Recently, activists from around the world joined the Global March to Gaza and the boat of the Freedom Flotilla Coalition—both grassroots initiatives aimed at breaking Israel’s suffocating siege and enabling the delivery of aid and humanitarian supplies to Gaza’s starving population. We, too, seek to use our privilege as community-engaged practitioners and scholars to reaffirm the importance of naming and speaking out against the ongoing genocide and the decades-long occupation.

The decades-long settler colonial oppression and ethnic cleansing of the Palestinian people have reached unbearable levels of brutality and cruelty, demanding urgent and unwavering global action to end these atrocities. As community psychologists, we cannot stand silent as we watch this genocide continuing to unfold, exposing the moral failures of our international community, and particularly of Western governments.
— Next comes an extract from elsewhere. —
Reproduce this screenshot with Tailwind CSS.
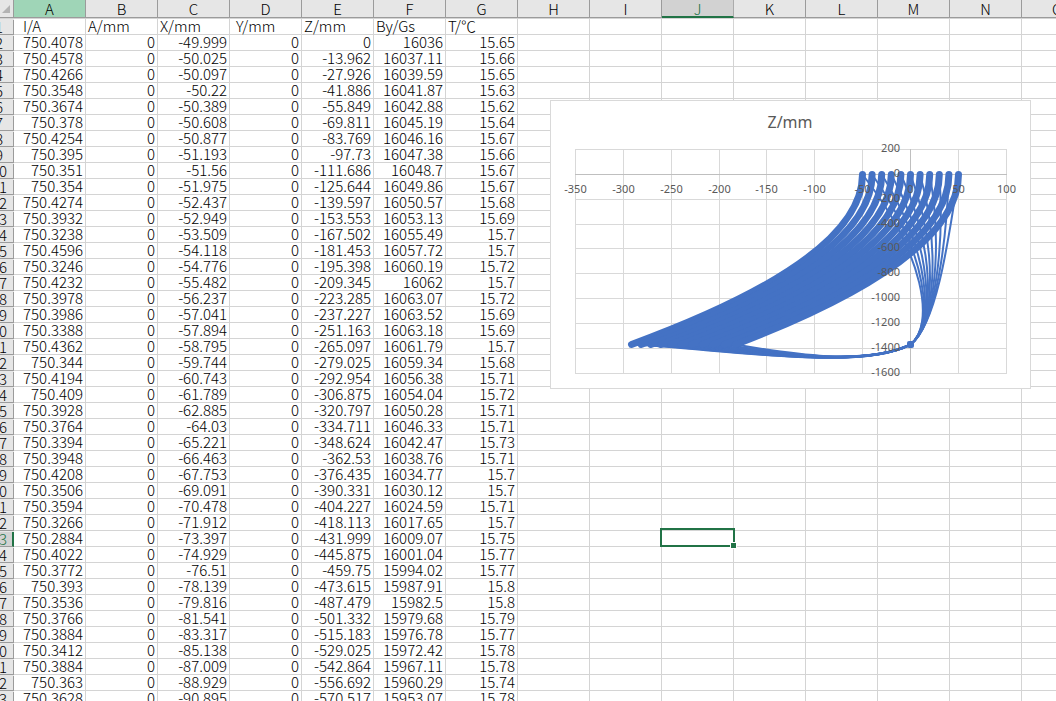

As recently highlighted by Francesca Albanese, UN Special Rapporteur on the situation of human rights in the Palestinian territories occupied since 1967: “While political leaders and governments shirk their obligations, far too many corporate entities have profited from Israel’s economy of illegal occupation, apartheid and now, genocide.” The Palestinian people have the right to a future and their land; they cannot suffer blatant violations of their human rights and their dignity any longer. Humanitarian aid agencies and solidarity groups must be allowed to enter Gaza and work in safety and security. As European community psychologists, we call for full respect for the Palestinian people’s human, civil, and political rights, as well as their right to peace and self-determination.